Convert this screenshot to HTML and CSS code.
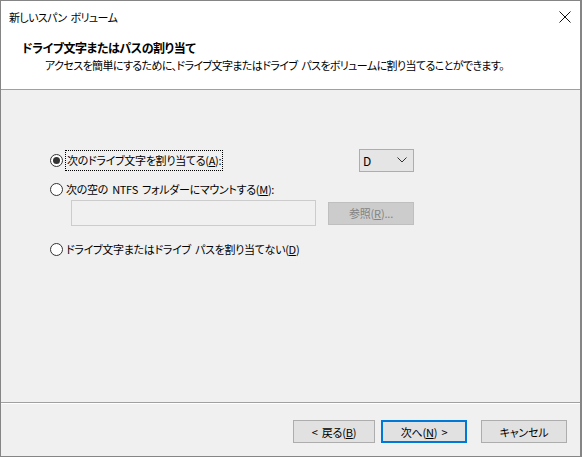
FILE: index.html
```html
<!DOCTYPE html>
<html lang="ja">
<head>
<meta charset="utf-8">
<link rel="stylesheet" href="styles.css">
</head>
<body>
<div class="window">
  <div class="titlebar">
    <span class="title">新しいスパン ボリューム</span>
    <svg class="close" width="12" height="12" viewBox="0 0 12 12"><path d="M0.5 0.5 L11.5 11.5 M11.5 0.5 L0.5 11.5" stroke="#111" stroke-width="1" fill="none"/></svg>
  </div>
  <div class="header">
    <div class="heading">ドライブ文字またはパスの割り当て</div>
    <div class="subtitle">アクセスを簡単にするために、ドライブ文字またはドライブ パスをボリュームに割り当てることができます。</div>
  </div>
  <div class="content">
    <div class="options">
      <div class="row row-first">
        <label class="radio-label">
          <span class="radio checked"></span>
          <span class="focus">次のドライブ文字を割り当てる(<u>A</u>):</span>
        </label>
        <div class="combo">
          <span>D</span>
          <svg width="10" height="6" viewBox="0 0 10 6"><path d="M0.5 0.5 L5 5 L9.5 0.5" stroke="#333" fill="none"/></svg>
        </div>
      </div>
      <div class="row row-second">
        <label class="radio-label">
          <span class="radio"></span>
          <span class="text">次の空の NTFS フォルダーにマウントする(<u>M</u>):</span>
        </label>
      </div>
      <div class="row row-path">
        <div class="pathbox"></div>
        <div class="btn disabled">参照(<u>R</u>)...</div>
      </div>
      <div class="row row-none">
        <label class="radio-label">
          <span class="radio"></span>
          <span class="text">ドライブ文字またはドライブ パスを割り当てない(<u>D</u>)</span>
        </label>
      </div>
    </div>
  </div>
  <div class="footer">
    <div class="btn back">&lt; 戻る(<u>B</u>)</div>
    <div class="btn next">次へ(<u>N</u>) &gt;</div>
    <div class="btn cancel">キャンセル</div>
  </div>
</div>
</body>
</html>
```
FILE: styles.css
```css
* { box-sizing: border-box; }
html, body { margin: 0; padding: 0; }
body {
  font-family: "Noto Sans CJK JP", "Noto Sans", sans-serif;
  font-size: 11px;
  letter-spacing: -0.6px;
  word-spacing: 2px;
  font-feature-settings: "palt";
  color: #000;
  background: #fff;
}
.window {
  width: 582px;
  height: 457px;
  border: 1px solid #858585;
  border-right-width: 2px;
  background: #f0f0f0;
  display: flex;
  flex-direction: column;
}
.titlebar {
  height: 30px;
  background: #fff;
  display: flex;
  align-items: center;
  justify-content: space-between;
  padding: 0 9px 0 8px;
}
.title { line-height: 16px; margin-top: 1px; }
.close { display: block; margin-top: 1px; }
.header {
  height: 59px;
  background: #fff;
  border-bottom: 1px solid #a0a0a0;
  padding: 9px 0 0 21px;
}
.heading { font-weight: bold; font-size: 12px; letter-spacing: -0.45px; line-height: 16px; }
.subtitle { line-height: 16px; margin-top: 1px; padding-left: 23px; }
.content {
  flex: 1;
  padding: 59px 0 0 49px;
  border-bottom: 1px solid #a0a0a0;
}
.options { width: 364px; letter-spacing: -0.3px; }
.row { display: flex; align-items: center; }
.row-first { height: 22px; justify-content: space-between; }
.row-second { height: 16px; margin-top: 10px; }
.row-path { height: 26px; margin-top: 3px; padding-left: 21px; }
.row-none { height: 16px; margin-top: 15px; }
.radio-label { display: flex; align-items: center; }
.radio {
  width: 13px;
  height: 13px;
  border: 1px solid #333;
  border-radius: 50%;
  background: #fff;
  position: relative;
  margin-right: 3px;
  flex: none;
}
.radio.checked::after {
  content: "";
  position: absolute;
  left: 2px; top: 2px;
  width: 7px; height: 7px;
  border-radius: 50%;
  background: #333;
}
.focus {
  outline: 1px dotted #000;
  padding: 1px 1px;
  line-height: 17px;
}
.text { line-height: 16px; }
.combo {
  width: 55px;
  height: 23px;
  border: 1px solid #adadad;
  background: #e5e5e5;
  display: flex;
  align-items: center;
  justify-content: space-between;
  padding: 0 6px 0 3px;
  font-size: 12px;
}
.combo svg { display: block; }
.pathbox {
  width: 245px;
  height: 26px;
  border: 1px solid #cccccc;
  background: #f0f0f0;
}
.btn {
  height: 23px;
  border: 1px solid #adadad;
  background: #e1e1e1;
  display: flex;
  align-items: center;
  justify-content: center;
  line-height: 16px;
  letter-spacing: -0.2px;
}
.btn.disabled {
  width: 86px;
  margin-left: 12px;
  background: #cccccc;
  border-color: #bfbfbf;
  color: #838383;
}
.footer {
  height: 53px;
  border-top: 1px solid #fff;
  display: flex;
  align-items: flex-start;
  justify-content: flex-end;
  padding: 16px 13px 0 0;
}
.back { width: 82px; }
.next { width: 86px; margin-left: 6px; border: 2px solid #0078d7; }
.cancel { width: 86px; margin-left: 14px; }
```
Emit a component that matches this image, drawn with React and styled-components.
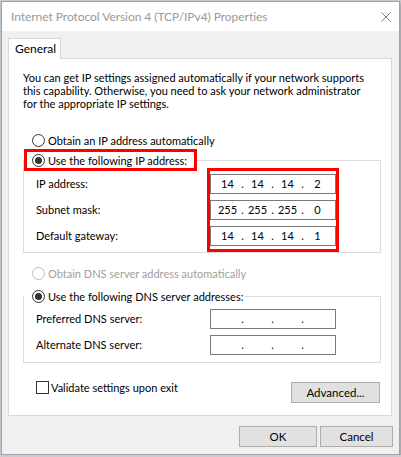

Aim
Please repeat the entries exactly. Do not include the pictures.

Solution for this task
Convert this screenshot to HTML and CSS code.
FILE: index.html
```html
<!DOCTYPE html>
<html lang="ja">
<head>
<meta charset="utf-8">
<link rel="stylesheet" href="styles.css">
</head>
<body>
<div class="window">
  <div class="titlebar">
    <span class="title">新しいスパン ボリューム</span>
    <svg class="close" width="12" height="12" viewBox="0 0 12 12"><path d="M0.5 0.5 L11.5 11.5 M11.5 0.5 L0.5 11.5" stroke="#111" stroke-width="1" fill="none"/></svg>
  </div>
  <div class="header">
    <div class="heading">ドライブ文字またはパスの割り当て</div>
    <div class="subtitle">アクセスを簡単にするために、ドライブ文字またはドライブ パスをボリュームに割り当てることができます。</div>
  </div>
  <div class="content">
    <div class="options">
      <div class="row row-first">
        <label class="radio-label">
          <span class="radio checked"></span>
          <span class="focus">次のドライブ文字を割り当てる(<u>A</u>):</span>
        </label>
        <div class="combo">
          <span>D</span>
          <svg width="10" height="6" viewBox="0 0 10 6"><path d="M0.5 0.5 L5 5 L9.5 0.5" stroke="#333" fill="none"/></svg>
        </div>
      </div>
      <div class="row row-second">
        <label class="radio-label">
          <span class="radio"></span>
          <span class="text">次の空の NTFS フォルダーにマウントする(<u>M</u>):</span>
        </label>
      </div>
      <div class="row row-path">
        <div class="pathbox"></div>
        <div class="btn disabled">参照(<u>R</u>)...</div>
      </div>
      <div class="row row-none">
        <label class="radio-label">
          <span class="radio"></span>
          <span class="text">ドライブ文字またはドライブ パスを割り当てない(<u>D</u>)</span>
        </label>
      </div>
    </div>
  </div>
  <div class="footer">
    <div class="btn back">&lt; 戻る(<u>B</u>)</div>
    <div class="btn next">次へ(<u>N</u>) &gt;</div>
    <div class="btn cancel">キャンセル</div>
  </div>
</div>
</body>
</html>
```
FILE: styles.css
```css
* { box-sizing: border-box; }
html, body { margin: 0; padding: 0; }
body {
  font-family: "Noto Sans CJK JP", "Noto Sans", sans-serif;
  font-size: 11px;
  letter-spacing: -0.6px;
  word-spacing: 2px;
  font-feature-settings: "palt";
  color: #000;
  background: #fff;
}
.window {
  width: 582px;
  height: 457px;
  border: 1px solid #858585;
  border-right-width: 2px;
  background: #f0f0f0;
  display: flex;
  flex-direction: column;
}
.titlebar {
  height: 30px;
  background: #fff;
  display: flex;
  align-items: center;
  justify-content: space-between;
  padding: 0 9px 0 8px;
}
.title { line-height: 16px; margin-top: 1px; }
.close { display: block; margin-top: 1px; }
.header {
  height: 59px;
  background: #fff;
  border-bottom: 1px solid #a0a0a0;
  padding: 9px 0 0 21px;
}
.heading { font-weight: bold; font-size: 12px; letter-spacing: -0.45px; line-height: 16px; }
.subtitle { line-height: 16px; margin-top: 1px; padding-left: 23px; }
.content {
  flex: 1;
  padding: 59px 0 0 49px;
  border-bottom: 1px solid #a0a0a0;
}
.options { width: 364px; letter-spacing: -0.3px; }
.row { display: flex; align-items: center; }
.row-first { height: 22px; justify-content: space-between; }
.row-second { height: 16px; margin-top: 10px; }
.row-path { height: 26px; margin-top: 3px; padding-left: 21px; }
.row-none { height: 16px; margin-top: 15px; }
.radio-label { display: flex; align-items: center; }
.radio {
  width: 13px;
  height: 13px;
  border: 1px solid #333;
  border-radius: 50%;
  background: #fff;
  position: relative;
  margin-right: 3px;
  flex: none;
}
.radio.checked::after {
  content: "";
  position: absolute;
  left: 2px; top: 2px;
  width: 7px; height: 7px;
  border-radius: 50%;
  background: #333;
}
.focus {
  outline: 1px dotted #000;
  padding: 1px 1px;
  line-height: 17px;
}
.text { line-height: 16px; }
.combo {
  width: 55px;
  height: 23px;
  border: 1px solid #adadad;
  background: #e5e5e5;
  display: flex;
  align-items: center;
  justify-content: space-between;
  padding: 0 6px 0 3px;
  font-size: 12px;
}
.combo svg { display: block; }
.pathbox {
  width: 245px;
  height: 26px;
  border: 1px solid #cccccc;
  background: #f0f0f0;
}
.btn {
  height: 23px;
  border: 1px solid #adadad;
  background: #e1e1e1;
  display: flex;
  align-items: center;
  justify-content: center;
  line-height: 16px;
  letter-spacing: -0.2px;
}
.btn.disabled {
  width: 86px;
  margin-left: 12px;
  background: #cccccc;
  border-color: #bfbfbf;
  color: #838383;
}
.footer {
  height: 53px;
  border-top: 1px solid #fff;
  display: flex;
  align-items: flex-start;
  justify-content: flex-end;
  padding: 16px 13px 0 0;
}
.back { width: 82px; }
.next { width: 86px; margin-left: 6px; border: 2px solid #0078d7; }
.cancel { width: 86px; margin-left: 14px; }
```
Emit a component that matches this image, drawn with React and styled-components.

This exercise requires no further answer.